Amidst the colorful tornado of knickknacks and jazz music is Lee in a whirlwind as she mans the entire hair salon. She cuts one person’s hair at a time, closing the door during each session so she can focus on each client. Lee, 51, has owned the salon, located at 520 Davis St., since 2007.
With some college students needing haircuts while away from home salons, signs promoting different salons adorn lampposts and buildings in downtown Evanston. But Lee lets her personality and clients speak for themselves.
“It’s 20% skill and 80% personality,” Lee said. “If they don’t get you, they won’t come back. You attract people who are like you, and you gravitate toward people who are like you.”
Lee’s salon is a gallery dedicated to her travels, and she said her clients understand her because they love to travel as well. One of her friends and former clients, Angela Torres, 56, said the first thing she noticed about the salon was its personalized decorations.
“I could tell immediately that she was an artist and very creative,” Torres said. “To me, someone who travels widely shows an openness to different people and perspectives, so it showed immediately in the way she worked, even in the way she cut my hair.”
Creativity and expression are important to Lee, which you can see through the salon and the colors and patterns that adorn her own clothes. She said her job is exciting because of the different people she encounters.
“You have to be creative,” Lee said. “You can’t just be bored and do the same thing over and over like mechanics. Every head is different, and I think everybody is different. Every personality is different.”
Lee specializes in curly haircuts. Torres said her first haircut with Lee was a “life-changing” transformation because her South Asian mother did not know how to manage her wavy hair. Torres said that when a person wants to change their hair, it reflects a desire for change in their life.
“Her work reflects breaking out of the mold, breaking out of what’s expected of you — how you should wear your hair or how it should be styled,” Torres said. “She has really embraced the constant reinvention of the self.”
For Lee, that personal acceptance meant leaving her job as a buyer in a department store over a decade ago and going to hair school. She said she wanted a job that allowed her the freedom to travel often.
Kurt Condra, 62, is another of Lee’s clients that has become a close friend. He and Lee were planning to go to New Orleans in February, which he said would be their first time traveling together.
The salon’s Instagram boasts the 73 countries and 40 states Lee has traveled to, including Hungary, Sweden and Australia. School of Communications first-year Ashton Melcher said he connected with Lee because she visited his hometown in Germany twice.
“Sometimes you go to get your hair cut and it feels very forced to talk to someone, but there was a natural progression with natural gaps too, which I liked,” Melcher said. “I didn’t feel like I had to talk all the time, which was cool.”

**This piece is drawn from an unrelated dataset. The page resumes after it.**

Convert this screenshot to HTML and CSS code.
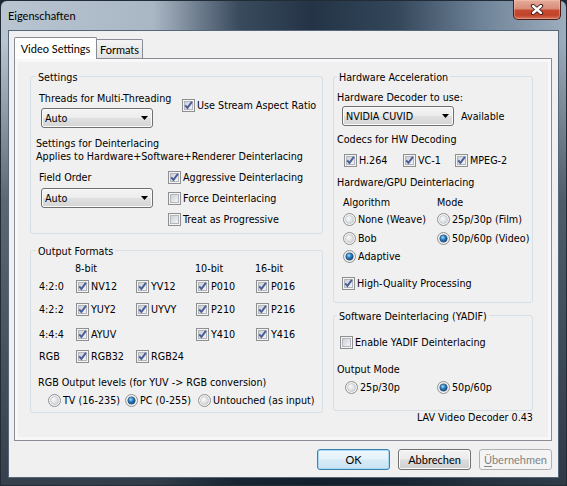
FILE: index.html
```html
<!DOCTYPE html>
<html>
<head>
<meta charset="utf-8">
<title>Eigenschaften</title>
<link rel="stylesheet" href="styles.css">
</head>
<body>
<svg class="defs" width="0" height="0" aria-hidden="true">
  <defs>
    <linearGradient id="cbIn" x1="0" y1="0" x2="1" y2="1">
      <stop offset="0" stop-color="#c9cdd4"/>
      <stop offset="1" stop-color="#f7f7f7"/>
    </linearGradient>
    <radialGradient id="rbIn" cx="0.35" cy="0.35" r="0.8">
      <stop offset="0" stop-color="#fafafa"/>
      <stop offset="1" stop-color="#cdd1d6"/>
    </radialGradient>
    <radialGradient id="rbDot" cx="0.4" cy="0.35" r="0.75">
      <stop offset="0" stop-color="#a6dcf8"/>
      <stop offset="0.45" stop-color="#2b7cc2"/>
      <stop offset="1" stop-color="#0c3a69"/>
    </radialGradient>
    <symbol id="cb" viewBox="0 0 13 13">
      <rect x="0.5" y="0.5" width="12" height="12" fill="#f4f4f4" stroke="#8e8f8f"/>
      <rect x="2.5" y="2.5" width="8" height="8" fill="url(#cbIn)" stroke="#b3b7bd"/>
    </symbol>
    <symbol id="cbc" viewBox="0 0 13 13">
      <use href="#cb"/>
      <path d="M3.2 6.3 L5.4 8.9 L9.9 2.9" fill="none" stroke="#4a5e98" stroke-width="1.9"/>
    </symbol>
    <symbol id="rb" viewBox="0 0 13 13">
      <circle cx="6.5" cy="6.5" r="6" fill="#f3f3f3" stroke="#8e8f8f"/>
      <circle cx="6.5" cy="6.5" r="4" fill="url(#rbIn)" stroke="#c3c7cb" stroke-width="0.8"/>
    </symbol>
    <symbol id="rbc" viewBox="0 0 13 13">
      <use href="#rb"/>
      <circle cx="6.5" cy="6.5" r="3.6" fill="url(#rbDot)" stroke="#1b4978" stroke-width="0.6"/>
    </symbol>
    <symbol id="arrow" viewBox="0 0 7 4">
      <path d="M0 0 H7 L3.5 4 Z" fill="#000"/>
    </symbol>
  </defs>
</svg>

<div class="window">
  <div class="titlebar">
    <span class="title">Eigenschaften</span>
    <div class="close">
      <svg width="14" height="11" viewBox="0 0 14 11">
        <path d="M3 2 L11 9 M11 2 L3 9" stroke="#3b1610" stroke-width="4.2" stroke-linecap="round"/>
        <path d="M3 2 L11 9 M11 2 L3 9" stroke="#ffffff" stroke-width="2.4" stroke-linecap="round"/>
      </svg>
    </div>
  </div>

  <div class="client">
    <div class="tabs">
      <div class="tab active">Video Settings</div>
      <div class="tab">Formats</div>
    </div>

    <div class="panel">
      <div class="page">
        <div class="col col-left">
          <div class="group group-l g-settings">
            <div class="gtitle">Settings</div>
            <div class="row row1">
              <div class="field f1">
                <div class="lbl">Threads for Multi-Threading</div>
                <div class="combo c1"><span>Auto</span><svg class="arr"><use href="#arrow"/></svg></div>
              </div>
              <div class="chk chk-aspect"><svg><use href="#cbc"/></svg><span>Use Stream Aspect Ratio</span></div>
            </div>
            <div class="note">Settings for Deinterlacing<br>Applies to Hardware+Software+Renderer Deinterlacing</div>
            <div class="row row2">
              <div class="field f2">
                <div class="lbl">Field Order</div>
                <div class="combo c2"><span>Auto</span><svg class="arr"><use href="#arrow"/></svg></div>
              </div>
              <div class="checks">
                <div class="chk"><svg><use href="#cbc"/></svg><span>Aggressive Deinterlacing</span></div>
                <div class="chk"><svg><use href="#cb"/></svg><span>Force Deinterlacing</span></div>
                <div class="chk"><svg><use href="#cb"/></svg><span>Treat as Progressive</span></div>
              </div>
            </div>
          </div>

          <div class="group group-l g-output">
            <div class="gtitle">Output Formats</div>
            <div class="fmt">
              <span></span><span class="hd">8-bit</span><span></span><span class="hd">10-bit</span><span class="hd">16-bit</span>

              <span>4:2:0</span>
              <div class="chk"><svg><use href="#cbc"/></svg><span>NV12</span></div>
              <div class="chk"><svg><use href="#cbc"/></svg><span>YV12</span></div>
              <div class="chk"><svg><use href="#cbc"/></svg><span>P010</span></div>
              <div class="chk"><svg><use href="#cbc"/></svg><span>P016</span></div>

              <span>4:2:2</span>
              <div class="chk"><svg><use href="#cbc"/></svg><span>YUY2</span></div>
              <div class="chk"><svg><use href="#cbc"/></svg><span>UYVY</span></div>
              <div class="chk"><svg><use href="#cbc"/></svg><span>P210</span></div>
              <div class="chk"><svg><use href="#cbc"/></svg><span>P216</span></div>

              <span>4:4:4</span>
              <div class="chk"><svg><use href="#cbc"/></svg><span>AYUV</span></div>
              <span></span>
              <div class="chk"><svg><use href="#cbc"/></svg><span>Y410</span></div>
              <div class="chk"><svg><use href="#cbc"/></svg><span>Y416</span></div>

              <span>RGB</span>
              <div class="chk"><svg><use href="#cbc"/></svg><span>RGB32</span></div>
              <div class="chk"><svg><use href="#cbc"/></svg><span>RGB24</span></div>
              <span></span><span></span>
            </div>
            <div class="lvl">RGB Output levels (for YUV -&gt; RGB conversion)</div>
            <div class="radios lvl-radios">
              <div class="rad w77"><svg><use href="#rb"/></svg><span>TV (16-235)</span></div>
              <div class="rad w73"><svg><use href="#rbc"/></svg><span>PC (0-255)</span></div>
              <div class="rad"><svg><use href="#rb"/></svg><span>Untouched (as input)</span></div>
            </div>
          </div>
        </div>

        <div class="col col-right">
          <div class="group group-r g-hw">
            <div class="gtitle">Hardware Acceleration</div>
            <div class="lbl m7">Hardware Decoder to use:</div>
            <div class="dec">
              <div class="combo c3"><span>NVIDIA CUVID</span><svg class="arr"><use href="#arrow"/></svg></div>
              <span class="avail">Available</span>
            </div>
            <div class="lbl m7">Codecs for HW Decoding</div>
            <div class="codecs">
              <div class="chk w59"><svg><use href="#cbc"/></svg><span>H.264</span></div>
              <div class="chk w52"><svg><use href="#cbc"/></svg><span>VC-1</span></div>
              <div class="chk"><svg><use href="#cbc"/></svg><span>MPEG-2</span></div>
            </div>
            <div class="lbl m9">Hardware/GPU Deinterlacing</div>
            <div class="algo">
              <span>Algorithm</span><span>Mode</span>
              <div class="rad"><svg><use href="#rb"/></svg><span>None (Weave)</span></div>
              <div class="rad"><svg><use href="#rb"/></svg><span>25p/30p (Film)</span></div>
              <div class="rad"><svg><use href="#rb"/></svg><span>Bob</span></div>
              <div class="rad"><svg><use href="#rbc"/></svg><span>50p/60p (Video)</span></div>
              <div class="rad"><svg><use href="#rbc"/></svg><span>Adaptive</span></div>
              <span></span>
            </div>
            <div class="chk hq"><svg><use href="#cbc"/></svg><span>High-Quality Processing</span></div>
          </div>

          <div class="group group-r g-sw">
            <div class="gtitle">Software Deinterlacing (YADIF)</div>
            <div class="chk yadif"><svg><use href="#cb"/></svg><span>Enable YADIF Deinterlacing</span></div>
            <div class="lbl m14">Output Mode</div>
            <div class="radios sw-radios">
              <div class="rad w92"><svg><use href="#rb"/></svg><span>25p/30p</span></div>
              <div class="rad"><svg><use href="#rbc"/></svg><span>50p/60p</span></div>
            </div>
          </div>
          <div class="version">LAV Video Decoder 0.43</div>
        </div>
      </div>
    </div>

    <div class="buttons">
      <div class="btn default">OK</div>
      <div class="btn">Abbrechen</div>
      <div class="btn disabled"><u>Ü</u>bernehmen</div>
    </div>
  </div>
</div>
</body>
</html>
```

FILE: styles.css
```css
* { box-sizing: border-box; }

html, body {
  margin: 0;
  padding: 0;
}

body {
  width: 567px;
  height: 486px;
  overflow: hidden;
  background: #1d2733;
  font-family: "DejaVu Sans", "Liberation Sans", sans-serif;
  font-stretch: condensed;
  font-size: 10.7px;
  line-height: 13px;
  color: #000;
}

.defs {
  position: absolute;
  width: 0;
  height: 0;
  overflow: hidden;
}

/* ---------- window frame ---------- */
.window {
  width: 567px;
  height: 486px;
  border: 1px solid #222c37;
  border-radius: 7px 7px 0 0;
  display: flex;
  flex-direction: column;
  background:
    linear-gradient(180deg, rgba(16,26,38,0) 0px, rgba(16,26,38,0) 40px, rgba(16,26,38,0.55) 200px, rgba(16,26,38,0.78) 486px),
    linear-gradient(90deg, #b9c5d1 0%, #a9b6c4 27%, #3a4b5e 42%, #243446 55%, #33465a 70%, #6f8398 85%, #9cadbd 100%);
}

.titlebar {
  height: 29px;
  flex: none;
  display: flex;
  justify-content: space-between;
  align-items: flex-start;
}

.title {
  font-family: Lato, "Open Sans", sans-serif;
  font-stretch: normal;
  font-size: 11px;
  line-height: 15px;
  margin: 7px 0 0 7px;
  color: #000;
}

.close {
  width: 48px;
  height: 20px;
  margin: -1px 5px 0 0;
  border: 1px solid #4a1e17;
  border-top: none;
  border-radius: 0 0 5px 5px;
  background: linear-gradient(#e6ab9b 0%, #d98e7a 45%, #c64a30 55%, #c1432a 80%, #d6775c 100%);
  box-shadow: inset 0 0 0 1px rgba(255, 215, 200, 0.35);
  display: flex;
  align-items: center;
  justify-content: center;
}

.client {
  flex: 1;
  margin: 0 7px 7px 7px;
  background: #f0f0f0;
  border: 1px solid #56677a;
  padding: 6px 6px 0 5px;
  display: flex;
  flex-direction: column;
}

/* ---------- tabs ---------- */
.tabs {
  display: flex;
  align-items: flex-end;
  height: 21px;
  flex: none;
}

.tab {
  font-family: Lato, "Open Sans", sans-serif;
  font-stretch: normal;
  font-size: 11px;
  line-height: 15px;
  text-align: center;
  border: 1px solid #898c95;
  border-bottom: none;
  white-space: nowrap;
}

.tab.active {
  width: 83px;
  height: 22px;
  margin-bottom: -1px;
  padding-top: 3px;
  background: #ffffff;
  border-radius: 2px 2px 0 0;
  position: relative;
  z-index: 1;
}

.tab:not(.active) {
  width: 46px;
  height: 19px;
  padding-top: 2px;
  background: linear-gradient(#f4f4f4, #e2e2e2);
  border-left: none;
  border-radius: 0 2px 0 0;
}

.panel {
  height: 383px;
  flex: none;
  border: 1px solid #898c95;
  background: #f8f8f8;
  padding: 3px;
}

.page {
  height: 100%;
  background: #f0f0f0;
  display: flex;
  gap: 10px;
  padding: 14px 14px 0 12px;
}

.col {
  display: flex;
  flex-direction: column;
}

.col-left { width: 293px; }
.col-right { width: 200px; }

/* ---------- group boxes ---------- */
.group {
  border: 1px solid #d5dfe5;
  border-radius: 3px;
  white-space: nowrap;
}

.gtitle {
  width: max-content;
  margin-top: -6px;
  padding: 0 2px;
  background: #f0f0f0;
}

.group-l { padding-left: 8px; }
.group-l .gtitle { margin-left: -3px; }
.group-r { padding-left: 3px; }

.g-settings { height: 158px; }
.g-output { height: 163px; margin-top: 16px; }
.g-hw { height: 227px; }
.g-sw { height: 96px; margin-top: 12px; }

.lbl { height: 13px; }

/* ---------- controls ---------- */
.chk, .rad {
  display: flex;
  align-items: center;
  height: 13px;
  white-space: nowrap;
}

.chk svg, .rad svg {
  width: 13px;
  height: 13px;
  flex: none;
  margin-right: 2px;
}

.combo {
  height: 20px;
  width: 112px;
  border: 1px solid #707070;
  border-radius: 3px;
  background: linear-gradient(#f4f4f4 0%, #ececec 48%, #e0e0e0 52%, #d4d4d4 100%);
  box-shadow: inset 0 0 0 1px #fbfbfb;
  display: flex;
  align-items: center;
  justify-content: space-between;
  padding: 0 4px 0 3px;
}

.combo .arr {
  width: 7px;
  height: 4px;
}

/* ---------- settings group ---------- */
.row {
  display: flex;
  align-items: flex-start;
}

.row1 { margin-top: 8px; }
.f1 { width: 143px; }
.c1 { margin: 3px 0 0 2px; }
.chk-aspect { margin-top: 7px; }

.note {
  margin: 9px 0 0 -3px;
}

.row2 { margin-top: 8px; }
.f2 { width: 129px; }
.c2 { margin: 4px 0 0 2px; }

.checks {
  display: flex;
  flex-direction: column;
  gap: 8px;
}

/* ---------- output formats ---------- */
.fmt {
  margin-top: 4px;
  display: grid;
  grid-template-columns: 37px 60px 60px 60px 60px;
  grid-template-rows: 18px 23px 25px 22px 13px;
  align-items: start;
}

.fmt > span { height: 13px; }
.fmt .hd { margin-left: -1px; }

.lvl {
  margin: 13px 0 0 -1px;
}

.radios {
  display: flex;
  margin-top: 5px;
}

.lvl-radios { margin-left: 9px; }
.w77 { width: 77px; }
.w73 { width: 73px; }

/* ---------- hardware group ---------- */
.m7 { margin-top: 7px; }
.m9 { margin-top: 9px; }
.m14 { margin-top: 14px; }

.dec {
  display: flex;
  align-items: center;
  margin-top: 2px;
}

.c3 { margin-left: 5px; }
.avail { margin-left: 7px; }

.codecs {
  display: flex;
  margin: 8px 0 0 7px;
}

.w59 { width: 59px; }
.w52 { width: 52px; }

.algo {
  display: grid;
  grid-template-columns: 94px auto;
  grid-template-rows: 17px 19px 18px 13px;
  align-items: start;
  margin: 7px 0 0 6px;
}

.hq { margin: 14px 0 0 5px; }

/* ---------- software group ---------- */
.yadif { margin: 13px 0 0 3px; }
.sw-radios { margin-left: 8px; }
.w92 { width: 92px; }

.version {
  text-align: right;
  white-space: nowrap;
}

/* ---------- buttons ---------- */
.buttons {
  display: flex;
  justify-content: flex-end;
  gap: 8px;
  margin-top: 8px;
}

.btn {
  width: 73px;
  height: 21px;
  border: 1px solid #707070;
  border-radius: 3px;
  background: linear-gradient(#f2f2f2 0%, #ebebeb 48%, #dddddd 52%, #cfcfcf 100%);
  box-shadow: inset 0 0 0 1px #fbfbfb;
  font-family: Lato, "Open Sans", sans-serif;
  font-stretch: normal;
  font-size: 11px;
  line-height: 19px;
  text-align: center;
  color: #000;
  white-space: nowrap;
}

.btn.default {
  border-color: #3c7fb1;
  background: linear-gradient(#eef7fc 0%, #e4f2fa 48%, #d6ebf6 52%, #c9e3f1 100%);
  box-shadow: inset 0 0 0 1px #a9daf4;
}

.btn.disabled {
  border-color: #adb2b5;
  background: #f4f4f4;
  box-shadow: none;
  color: #838383;
}

.btn u {
  text-decoration: underline;
  text-underline-offset: 2px;
}
```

With the salon’s proximity to Northwestern, Lee said she gets some student clients, but it depends on the year. Weinberg first-year Olivia Kieffer said she found Lee because a friend recommended her, and said she was worried about finding a good place for curly haircuts in Evanston.
“I normally feel really uncomfortable talking to people at hair salons,” Kieffer said. “But I felt like she carried the conversation very well. She was talking about how [I should] get a remote job or not be so stern about a career because she wasn’t planning on being in the hair industry, and then it worked out for her.”
Lee’s personality is part of what she said keeps her clients coming back. She said her job is a “people business” and that she and her clients learn a lot from one another.
“Everybody has a story as soon as they open up,” Lee said. “Even that wood has a story, that nail has a story. So everybody has a story and it’s amazing when you let them talk, how smart they are and how amazing they are."